##### Provided data

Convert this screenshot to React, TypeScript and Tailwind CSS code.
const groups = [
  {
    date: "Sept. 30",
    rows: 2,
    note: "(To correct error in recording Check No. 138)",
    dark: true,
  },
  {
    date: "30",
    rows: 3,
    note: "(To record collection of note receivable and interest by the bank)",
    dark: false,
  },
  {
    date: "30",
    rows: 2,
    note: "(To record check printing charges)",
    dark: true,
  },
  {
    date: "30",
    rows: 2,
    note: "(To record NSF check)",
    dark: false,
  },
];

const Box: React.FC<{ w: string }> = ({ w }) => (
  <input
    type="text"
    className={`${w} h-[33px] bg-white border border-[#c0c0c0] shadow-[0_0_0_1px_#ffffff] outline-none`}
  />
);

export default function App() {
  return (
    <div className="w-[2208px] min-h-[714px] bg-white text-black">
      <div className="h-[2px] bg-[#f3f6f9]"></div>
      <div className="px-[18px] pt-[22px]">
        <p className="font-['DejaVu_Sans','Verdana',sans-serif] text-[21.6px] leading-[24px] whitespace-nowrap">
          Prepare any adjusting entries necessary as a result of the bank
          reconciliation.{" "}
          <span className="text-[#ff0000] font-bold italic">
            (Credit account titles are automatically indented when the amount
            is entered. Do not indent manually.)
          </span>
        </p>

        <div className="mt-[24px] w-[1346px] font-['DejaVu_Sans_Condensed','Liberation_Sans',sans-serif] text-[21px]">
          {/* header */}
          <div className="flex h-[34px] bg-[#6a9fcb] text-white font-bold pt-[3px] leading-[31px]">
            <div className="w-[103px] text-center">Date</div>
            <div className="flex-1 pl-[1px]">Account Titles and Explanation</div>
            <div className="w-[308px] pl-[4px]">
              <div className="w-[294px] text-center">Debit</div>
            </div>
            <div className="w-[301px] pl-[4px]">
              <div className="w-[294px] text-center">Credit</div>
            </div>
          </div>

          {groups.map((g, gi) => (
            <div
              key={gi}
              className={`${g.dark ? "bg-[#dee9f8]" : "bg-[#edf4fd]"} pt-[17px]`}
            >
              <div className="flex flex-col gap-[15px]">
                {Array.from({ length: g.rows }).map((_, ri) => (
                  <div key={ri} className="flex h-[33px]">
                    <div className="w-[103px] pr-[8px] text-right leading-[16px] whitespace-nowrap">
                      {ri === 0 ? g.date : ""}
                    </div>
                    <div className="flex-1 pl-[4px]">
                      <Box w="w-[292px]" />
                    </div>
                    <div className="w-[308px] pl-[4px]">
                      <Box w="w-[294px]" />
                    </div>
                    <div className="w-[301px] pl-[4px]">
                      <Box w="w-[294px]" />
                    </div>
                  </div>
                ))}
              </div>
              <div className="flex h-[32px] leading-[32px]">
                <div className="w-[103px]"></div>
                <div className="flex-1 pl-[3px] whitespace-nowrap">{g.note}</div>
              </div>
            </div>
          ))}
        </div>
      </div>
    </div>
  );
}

##########

## What needs to be done:
Write the data out again in full and exactly.

## Written solution:
Convert this screenshot to React, TypeScript and Tailwind CSS code.
const groups = [
  {
    date: "Sept. 30",
    rows: 2,
    note: "(To correct error in recording Check No. 138)",
    dark: true,
  },
  {
    date: "30",
    rows: 3,
    note: "(To record collection of note receivable and interest by the bank)",
    dark: false,
  },
  {
    date: "30",
    rows: 2,
    note: "(To record check printing charges)",
    dark: true,
  },
  {
    date: "30",
    rows: 2,
    note: "(To record NSF check)",
    dark: false,
  },
];

const Box: React.FC<{ w: string }> = ({ w }) => (
  <input
    type="text"
    className={`${w} h-[33px] bg-white border border-[#c0c0c0] shadow-[0_0_0_1px_#ffffff] outline-none`}
  />
);

export default function App() {
  return (
    <div className="w-[2208px] min-h-[714px] bg-white text-black">
      <div className="h-[2px] bg-[#f3f6f9]"></div>
      <div className="px-[18px] pt-[22px]">
        <p className="font-['DejaVu_Sans','Verdana',sans-serif] text-[21.6px] leading-[24px] whitespace-nowrap">
          Prepare any adjusting entries necessary as a result of the bank
          reconciliation.{" "}
          <span className="text-[#ff0000] font-bold italic">
            (Credit account titles are automatically indented when the amount
            is entered. Do not indent manually.)
          </span>
        </p>

        <div className="mt-[24px] w-[1346px] font-['DejaVu_Sans_Condensed','Liberation_Sans',sans-serif] text-[21px]">
          {/* header */}
          <div className="flex h-[34px] bg-[#6a9fcb] text-white font-bold pt-[3px] leading-[31px]">
            <div className="w-[103px] text-center">Date</div>
            <div className="flex-1 pl-[1px]">Account Titles and Explanation</div>
            <div className="w-[308px] pl-[4px]">
              <div className="w-[294px] text-center">Debit</div>
            </div>
            <div className="w-[301px] pl-[4px]">
              <div className="w-[294px] text-center">Credit</div>
            </div>
          </div>

          {groups.map((g, gi) => (
            <div
              key={gi}
              className={`${g.dark ? "bg-[#dee9f8]" : "bg-[#edf4fd]"} pt-[17px]`}
            >
              <div className="flex flex-col gap-[15px]">
                {Array.from({ length: g.rows }).map((_, ri) => (
                  <div key={ri} className="flex h-[33px]">
                    <div className="w-[103px] pr-[8px] text-right leading-[16px] whitespace-nowrap">
                      {ri === 0 ? g.date : ""}
                    </div>
                    <div className="flex-1 pl-[4px]">
                      <Box w="w-[292px]" />
                    </div>
                    <div className="w-[308px] pl-[4px]">
                      <Box w="w-[294px]" />
                    </div>
                    <div className="w-[301px] pl-[4px]">
                      <Box w="w-[294px]" />
                    </div>
                  </div>
                ))}
              </div>
              <div className="flex h-[32px] leading-[32px]">
                <div className="w-[103px]"></div>
                <div className="flex-1 pl-[3px] whitespace-nowrap">{g.note}</div>
              </div>
            </div>
          ))}
        </div>
      </div>
    </div>
  );
}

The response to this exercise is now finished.